Locally a great deal of effort is put into obtaining passenger views and it is widely known that East Yorkshire Motor Services welcomes both positive and negative comments from passengers and prospective passengers and carefully takes all comments and suggestions into account. Being locally based and managed, East Yorkshire Motor Services is at the very heart of the communities it serves and its Chairman and other Senior Managers participate actively in the Hull and Humber Chamber of Commerce, the East Riding Transport Partnership, the Ryedale Transport and Access Partnership and the Hull Quality Bus Partnership.

In addition, bus forums are regularly held to which the public have access and can directly question company senior executives and the company directly supports the City of Hull Environment Forum which, based on behalf of the Hull and East Riding authorities, undertakes regular bus passenger surgeries through the area using a specially converted bus sponsored by the company.

THE IMPACT OF REGULATORY BURDEN AS PUBLIC FUNDING IS REDUCED

As briefly mentioned above the bus industry has suffered hugely under a veritable flood of regulatory burden in the last few years. Just some examples of the most significant are:

Industry-specific:

Concessionary fares.

EU Training Directive costs.

EU Drivers' hours applicable to routes over 50km.

Digital tachograph regulations for routes over 50km.

DDA requirements incl vehicle construction.

End of life vehicle directive.

EU emissions requirements (more expensive engines and more fuel for less emissions).

HSE level crossing risk assessments.

Trade plate tougher enforcement.

Above RPI increases in fees from VOSA, DVLA, DSA.

Tougher DVLA minimum test vehicle requirements (ABS etc).

To come - EU passenger rights directive (less than feared but still likely to cost in respect of passenger information for the disabled etc).
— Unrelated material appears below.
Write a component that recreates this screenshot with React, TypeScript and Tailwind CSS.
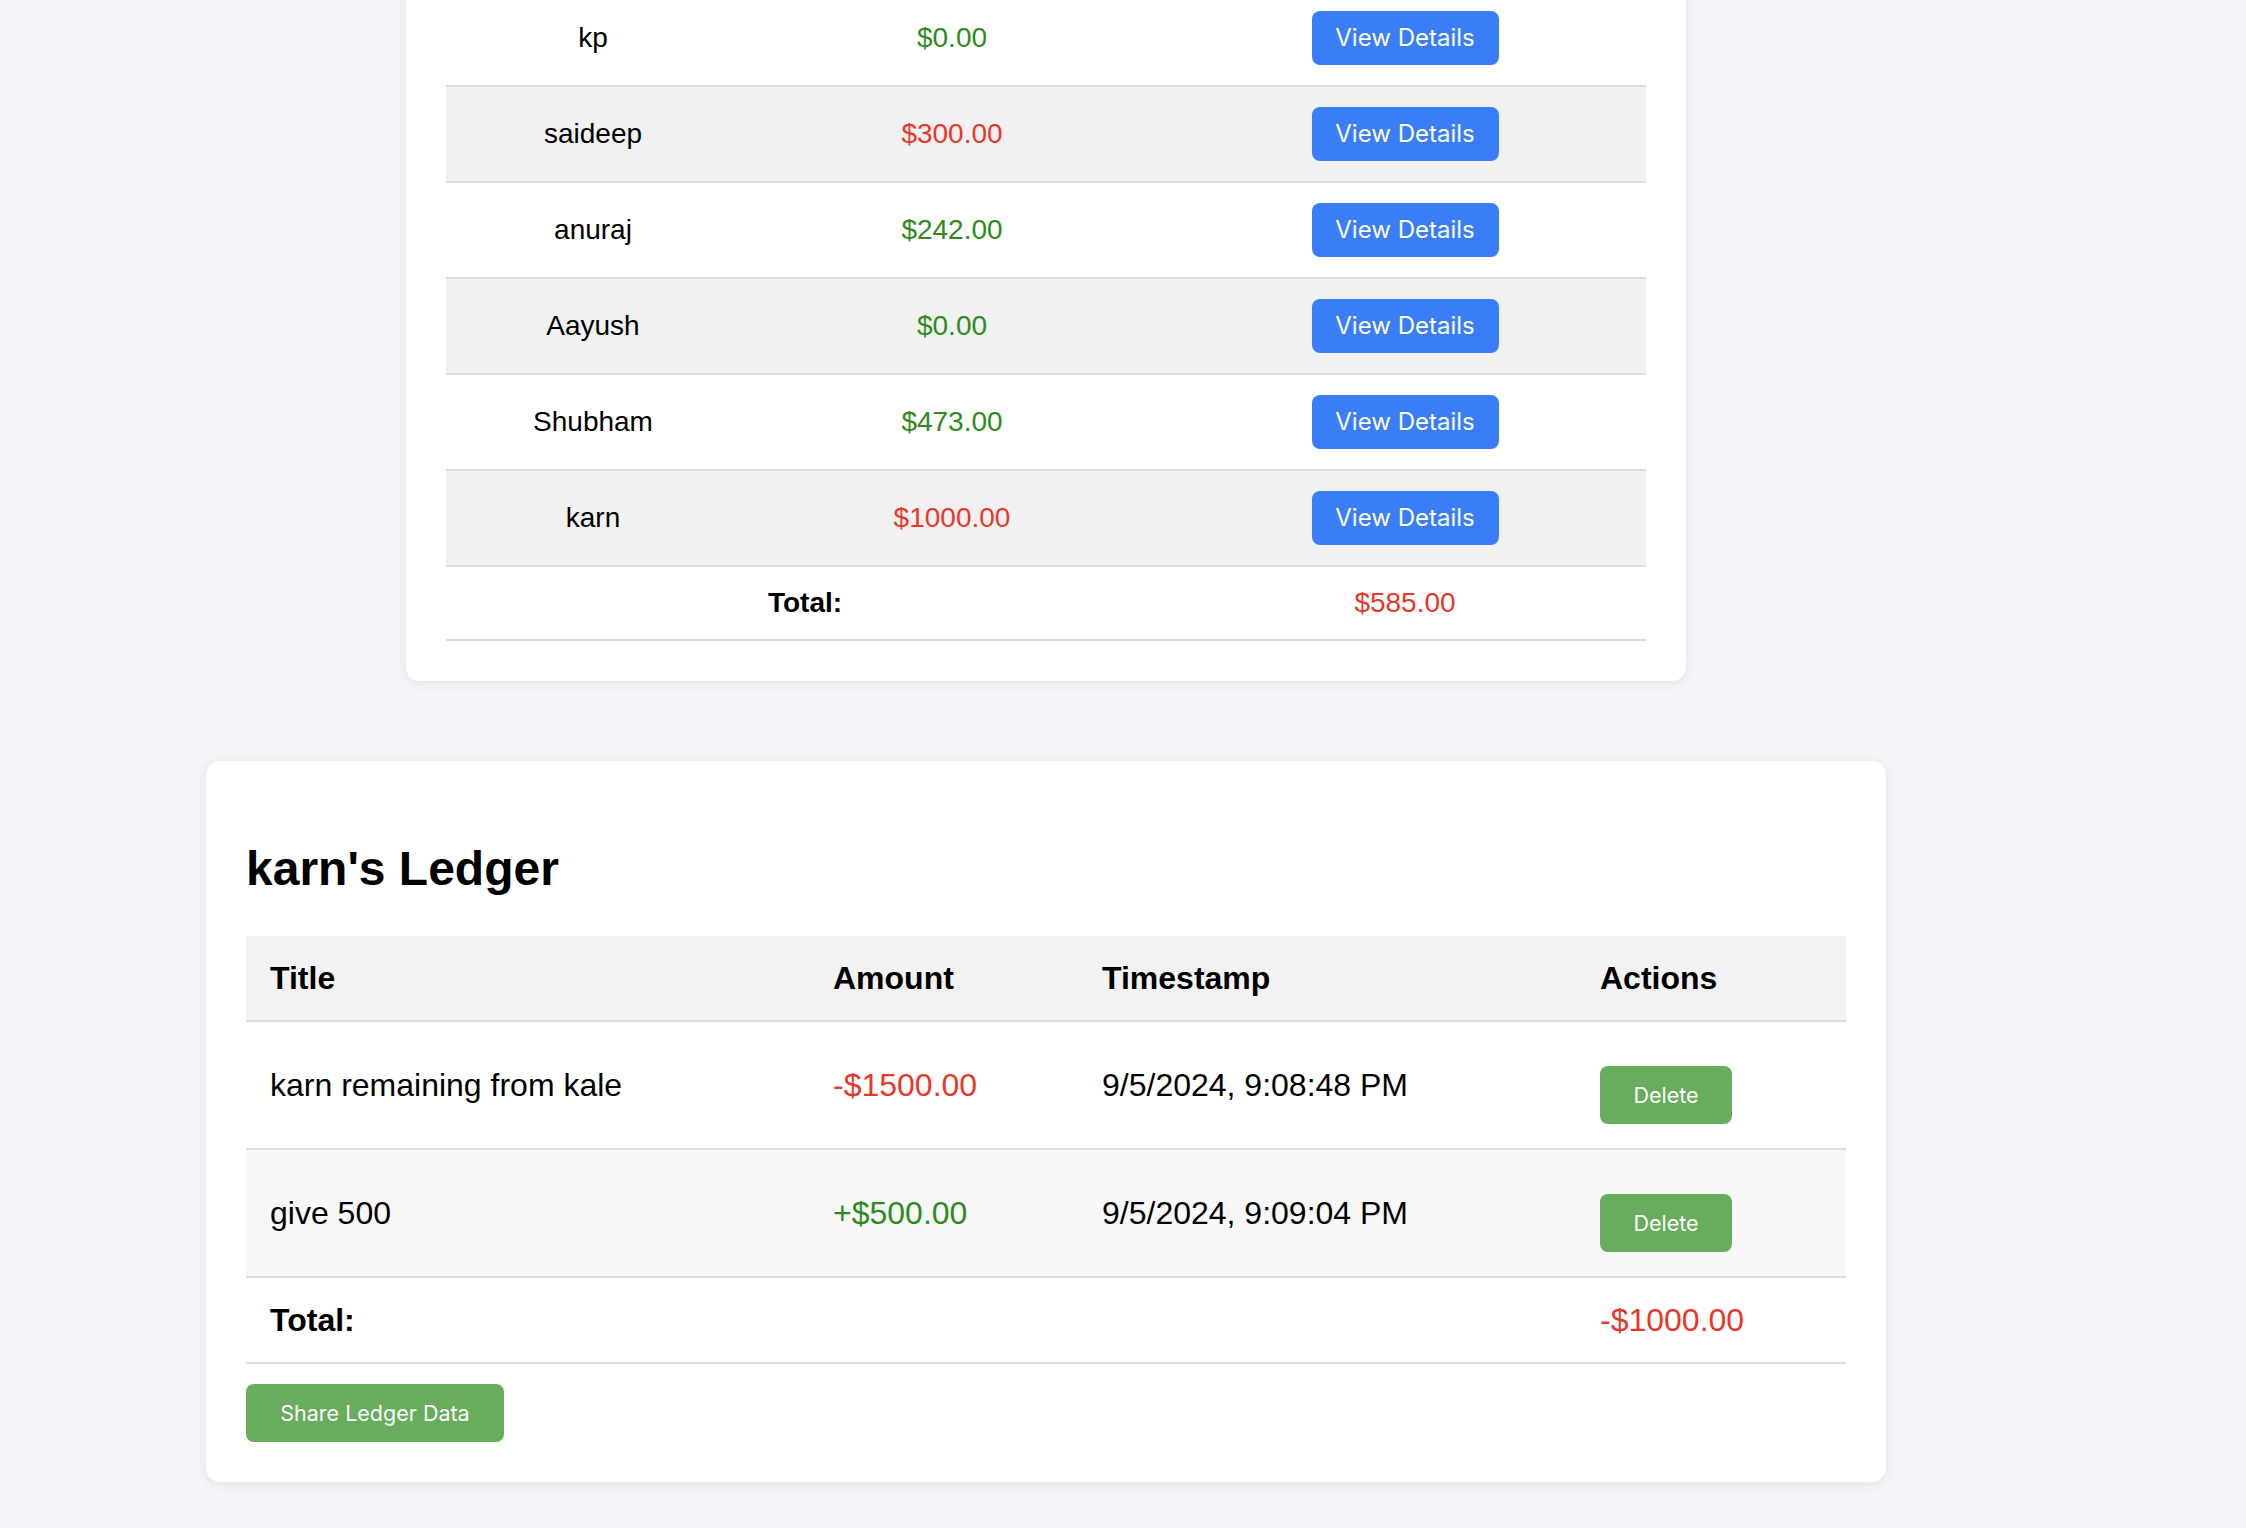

Non-industry-specific but expensive rules:

Minimum pay regulations.

Age discrimination rules.

Control of asbestos at work regulations.

DDA employment rules.

Employment Acts (maternity pay, time off with pay rules etc).

National Insurance increases.

Noise at work regulations.

Working time directive.

In particular the EU directive on vehicle emissions has resulted in more expensive engines requiring more fuel to produce reduced emissions, and still to come is Euro 6, we understand in 2012, which we are reliably informed will mean even more expensive engines requiring yet more fuel and possible reduced passenger capacity since the engines are likely to be bigger. To illustrate the point fuel consumption at East Yorkshire has worsened from an average of 8.71mpg in 1994 to 7.35mpg in 2012 - an increase of 18.9%. This is also partly due to increased traffic congestion and more traffic management measures which have not helped bus speeds but the overall effect of worse fuel consumption has to be considered alongside the huge increases in the price of fuel itself as described above.

The burden of maintaining a defined benefit pension scheme, put in place at privatisation to mirror the previous NBC scheme and to provide the best employment package for staff in the private sector environment, has also been considerable due to constant legislative changes which have also been almost universally more burdensome and costly.

SUMMARY

The Chairman of EYMS Group, who was a member of the management buy-out team in 1997 and has been the sole shareholder since 1997, has been with EYMS for 30 years and in the bus industry for almost 49 years, states that in his opinion the bus industry is now facing by far its biggest challenges and threats, certainly since the mid 1970s when severe cuts to the local bus service network had to be made by the nationalised National Bus Company.

The combined adverse effect of local authority funding cuts, BSOG reductions, concessionary fare reimbursement cuts and further legislative changes still to come, is certain to have the most serious consequences for bus passengers and the overall effect would do nothing for the government's policies on climate change, congestion reduction or social inclusion.